Dataset items:
══════

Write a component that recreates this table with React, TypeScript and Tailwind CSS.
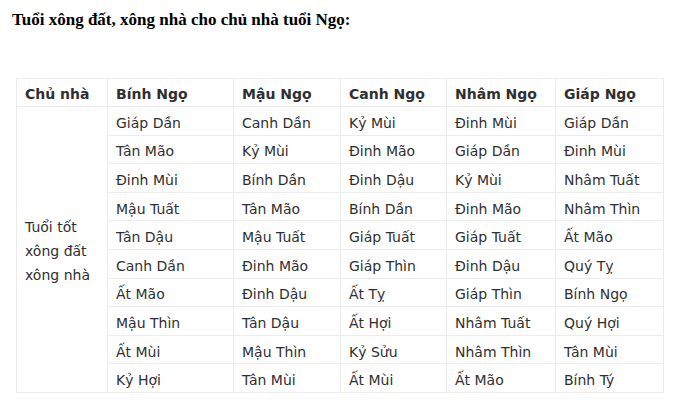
import React from "react";

const cols = ["Bính Ngọ", "Mậu Ngọ", "Canh Ngọ", "Nhâm Ngọ", "Giáp Ngọ"];

const rows: string[][] = [
    ["Giáp Dần", "Canh Dần", "Kỷ Mùi", "Đinh Mùi", "Giáp Dần"],
    ["Tân Mão", "Kỷ Mùi", "Đinh Mão", "Giáp Dần", "Đinh Mùi"],
    ["Đinh Mùi", "Bính Dần", "Đinh Dậu", "Kỷ Mùi", "Nhâm Tuất"],
    ["Mậu Tuất", "Tân Mão", "Bính Dần", "Đinh Mão", "Nhâm Thìn"],
    ["Tân Dậu", "Mậu Tuất", "Giáp Tuất", "Giáp Tuất", "Ất Mão"],
    ["Canh Dần", "Đinh Mão", "Giáp Thìn", "Đinh Dậu", "Quý Tỵ"],
    ["Ất Mão", "Đinh Dậu", "Ất Tỵ", "Giáp Thìn", "Bính Ngọ"],
    ["Mậu Thìn", "Tân Dậu", "Ất Hợi", "Nhâm Tuất", "Quý Hợi"],
    ["Ất Mùi", "Mậu Thìn", "Kỷ Sửu", "Nhâm Thìn", "Tân Mùi"],
    ["Kỷ Hợi", "Tân Mùi", "Ất Mùi", "Ất Mão", "Bính Tý"],
];

const widths = ["w-[91px]", "w-[126px]", "w-[107px]", "w-[106px]", "w-[109px]", "w-[108px]"];

export default function App() {
    return (
        <div className="w-[698px] h-[419px] bg-white overflow-hidden">
            <h1 className="pl-[12px] pt-[9px] text-[17px] leading-[22px] font-bold text-black font-['Liberation_Serif',serif]">
                Tuổi xông đất, xông nhà cho chủ nhà tuổi Ngọ:
            </h1>
            <table className="ml-[16px] mt-[47px] border-collapse table-fixed w-[648px] text-[14px] text-[#2f2f2f] font-['DejaVu_Sans','Verdana',sans-serif]">
                <thead>
                    <tr className="h-[28px]">
                        <th className={`${widths[0]} border border-[#ececec] px-[8px] pt-[4px] pb-0 text-left font-bold`}>Chủ nhà</th>
                        {cols.map((c, i) => (
                            <th key={c} className={`${widths[i + 1]} border border-[#ececec] px-[8px] pt-[4px] pb-0 text-left font-bold`}>
                                {c}
                            </th>
                        ))}
                    </tr>
                </thead>
                <tbody>
                    {rows.map((r, ri) => (
                        <tr key={ri} className="h-[28.6px]">
                            {ri === 0 && (
                                <td rowSpan={10} className="border border-[#ececec] px-[8px] pt-[4px] pb-0 align-middle leading-[24px]">
                                    Tuổi tốt xông đất xông nhà
                                </td>
                            )}
                            {r.map((v, ci) => (
                                <td key={ci} className="border border-[#ececec] px-[8px] pt-[5px] pb-0 whitespace-nowrap">
                                    {v}
                                </td>
                            ))}
                        </tr>
                    ))}
                </tbody>
            </table>
        </div>
    );
}
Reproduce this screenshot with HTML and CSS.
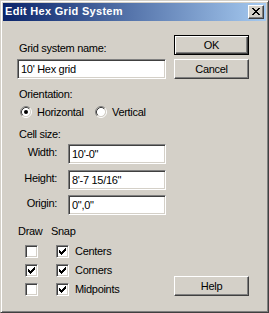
FILE: index.html
```html
<!DOCTYPE html>
<html>
<head>
<meta charset="utf-8">
<link rel="stylesheet" href="styles.css">
</head>
<body>
<div class="win">
  <div class="title">
    <span class="title-text">Edit Hex Grid System</span>
    <div class="close">
      <svg width="8" height="7" viewBox="0 0 8 7" shape-rendering="crispEdges"><path fill="#000" d="M0 0h2v1h-2z M6 0h2v1h-2z M1 1h2v1h-2z M5 1h2v1h-2z M2 2h4v1h-4z M3 3h2v1h-2z M2 4h4v1h-4z M1 5h2v1h-2z M5 5h2v1h-2z M0 6h2v1h-2z M6 6h2v1h-2z"/></svg>
    </div>
  </div>
  <div class="body">
    <div class="left">
      <div class="lbl l-name">Grid system name:</div>
      <div class="edit wide">10' Hex grid</div>
      <div class="lbl l-orient">Orientation:</div>
      <div class="radios">
        <div class="radio first">
          <svg class="rb" width="12" height="12" viewBox="0 0 12 12"><circle cx="6" cy="6" r="4.2" fill="#fff"/><path d="M2.11 9.89A5.5 5.5 0 0 1 9.89 2.11" stroke="#808080" fill="none"/><path d="M9.89 2.11A5.5 5.5 0 0 1 2.11 9.89" stroke="#fff" fill="none"/><path d="M2.82 9.18A4.5 4.5 0 0 1 9.18 2.82" stroke="#404040" fill="none"/><path d="M9.18 2.82A4.5 4.5 0 0 1 2.82 9.18" stroke="#d4d0c8" fill="none"/><circle cx="6" cy="6" r="2" fill="#000"/></svg>
          <span>Horizontal</span>
        </div>
        <div class="radio">
          <svg class="rb" width="12" height="12" viewBox="0 0 12 12"><circle cx="6" cy="6" r="4.2" fill="#fff"/><path d="M2.11 9.89A5.5 5.5 0 0 1 9.89 2.11" stroke="#808080" fill="none"/><path d="M9.89 2.11A5.5 5.5 0 0 1 2.11 9.89" stroke="#fff" fill="none"/><path d="M2.82 9.18A4.5 4.5 0 0 1 9.18 2.82" stroke="#404040" fill="none"/><path d="M9.18 2.82A4.5 4.5 0 0 1 2.82 9.18" stroke="#d4d0c8" fill="none"/></svg>
          <span>Vertical</span>
        </div>
      </div>
      <div class="lbl l-cell">Cell size:</div>
      <div class="field f1"><span class="flbl">Width:</span><div class="edit">10'-0"</div></div>
      <div class="field f2"><span class="flbl">Height:</span><div class="edit">8'-7 15/16"</div></div>
      <div class="field f3"><span class="flbl">Origin:</span><div class="edit">0",0"</div></div>
      <div class="lbl draw-snap"><span class="ds-draw">Draw</span><span>Snap</span></div>
      <div class="chk c1">
        <span class="cb"></span>
        <span class="cb cb2"><svg width="7" height="7" viewBox="0 0 7 7" shape-rendering="crispEdges"><path fill="#000" d="M0 2h1v3h-1z M1 3h1v3h-1z M2 4h1v3h-1z M3 3h1v3h-1z M4 2h1v3h-1z M5 1h1v3h-1z M6 0h1v3h-1z"/></svg></span>
        <span class="ctext">Centers</span>
      </div>
      <div class="chk">
        <span class="cb"><svg width="7" height="7" viewBox="0 0 7 7" shape-rendering="crispEdges"><path fill="#000" d="M0 2h1v3h-1z M1 3h1v3h-1z M2 4h1v3h-1z M3 3h1v3h-1z M4 2h1v3h-1z M5 1h1v3h-1z M6 0h1v3h-1z"/></svg></span>
        <span class="cb cb2"><svg width="7" height="7" viewBox="0 0 7 7" shape-rendering="crispEdges"><path fill="#000" d="M0 2h1v3h-1z M1 3h1v3h-1z M2 4h1v3h-1z M3 3h1v3h-1z M4 2h1v3h-1z M5 1h1v3h-1z M6 0h1v3h-1z"/></svg></span>
        <span class="ctext">Corners</span>
      </div>
      <div class="chk">
        <span class="cb"></span>
        <span class="cb cb2"><svg width="7" height="7" viewBox="0 0 7 7" shape-rendering="crispEdges"><path fill="#000" d="M0 2h1v3h-1z M1 3h1v3h-1z M2 4h1v3h-1z M3 3h1v3h-1z M4 2h1v3h-1z M5 1h1v3h-1z M6 0h1v3h-1z"/></svg></span>
        <span class="ctext">Midpoints</span>
      </div>
    </div>
    <div class="right">
      <div class="btn default">OK</div>
      <div class="btn cancel">Cancel</div>
      <div class="btn help">Help</div>
    </div>
  </div>
</div>
</body>
</html>
```
FILE: styles.css
```css
* { box-sizing: border-box; }
html, body { margin: 0; padding: 0; }
body {
  background: #d4d0c8;
  font-family: "Liberation Sans", Arial, sans-serif;
  font-size: 11px;
  color: #000;
}
.win {
  width: 269px;
  height: 313px;
  border: 1px solid;
  border-color: #d4d0c8 #404040 #404040 #d4d0c8;
  box-shadow: inset 1px 1px #fff, inset -1px -1px #808080;
  padding: 2px;
  display: flex;
  flex-direction: column;
  background: #d4d0c8;
}
.title {
  height: 18px;
  flex: none;
  background: linear-gradient(to right, #0a246a, #a6caf0);
  display: flex;
  align-items: flex-start;
  justify-content: space-between;
  padding: 2px 2px 0 2px;
}
.title-text {
  color: #fff;
  font-weight: bold;
  letter-spacing: 0.3px;
  line-height: 14px;
  margin-top: -1px;
  white-space: nowrap;
}
.close {
  width: 16px;
  height: 14px;
  background: #d4d0c8;
  border: 1px solid;
  border-color: #fff #404040 #404040 #fff;
  box-shadow: inset -1px -1px #808080;
}
.close svg { display: block; margin: 2px 0 0 3px; }
.body {
  flex: 1;
  display: flex;
  gap: 8px;
  padding: 14px 16px 14px 14px;
}
.left { width: 149px; display: flex; flex-direction: column; }
.right { width: 75px; display: flex; flex-direction: column; }
.lbl { line-height: 13px; height: 13px; white-space: nowrap; letter-spacing: -0.3px; }
.l-name { margin-top: 7px; padding-left: 2px; }
.edit {
  height: 20px;
  border: 1px solid;
  border-color: #808080 #fff #fff #808080;
  box-shadow: inset 1px 1px #404040, inset -1px -1px #d4d0c8;
  background: #fff;
  line-height: 16px;
  padding: 1px 0 0 3px;
  white-space: nowrap;
  letter-spacing: -0.3px;
}
.wide { margin-top: 4px; }
.l-orient { margin-top: 9px; padding-left: 2px; }
.radios { margin-top: 5px; display: flex; height: 13px; padding-left: 3px; }
.radio { display: flex; align-items: flex-start; gap: 5px; line-height: 13px; letter-spacing: -0.3px; }
.radio.first { width: 75px; }
.rb { display: block; flex: none; }
.l-cell { margin-top: 9px; padding-left: 2px; }
.field { display: flex; }
.f1 { margin-top: 3px; }
.f2 { margin-top: 6px; }
.f3 { margin-top: 5px; }
.flbl {
  width: 40px;
  text-align: right;
  margin-top: 2px;
  line-height: 13px;
  margin-right: 11px;
  white-space: nowrap;
  letter-spacing: -0.3px;
}
.field .edit { width: 98px; }
.draw-snap { margin-top: 10px; padding-left: 1px; display: flex; }
.ds-draw { width: 33px; }
.chk { display: flex; height: 13px; line-height: 13px; padding-left: 8px; margin-top: 6px; letter-spacing: -0.3px; }
.c1 { margin-top: 7px; }
.cb {
  width: 13px;
  height: 13px;
  flex: none;
  border: 1px solid;
  border-color: #808080 #fff #fff #808080;
  box-shadow: inset 1px 1px #404040, inset -1px -1px #d4d0c8;
  background: #fff;
}
.cb svg { display: block; margin: 2px 0 0 2px; }
.cb2 { margin-left: 18px; }
.ctext { margin-left: 6px; white-space: nowrap; }
.btn {
  width: 75px;
  height: 20px;
  border: 1px solid;
  border-color: #fff #404040 #404040 #fff;
  box-shadow: inset -1px -1px #808080;
  background: #d4d0c8;
  text-align: center;
  line-height: 18px;
  letter-spacing: -0.3px;
}
.btn.default {
  border-color: #000;
  box-shadow: inset 1px 1px #fff, inset -1px -1px #404040, inset -2px -2px #808080;
}
.cancel { margin-top: 4px; }
.help { margin-top: auto; }
```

══════

Search the lines for the word "table" and report how many contain it, by number only.

3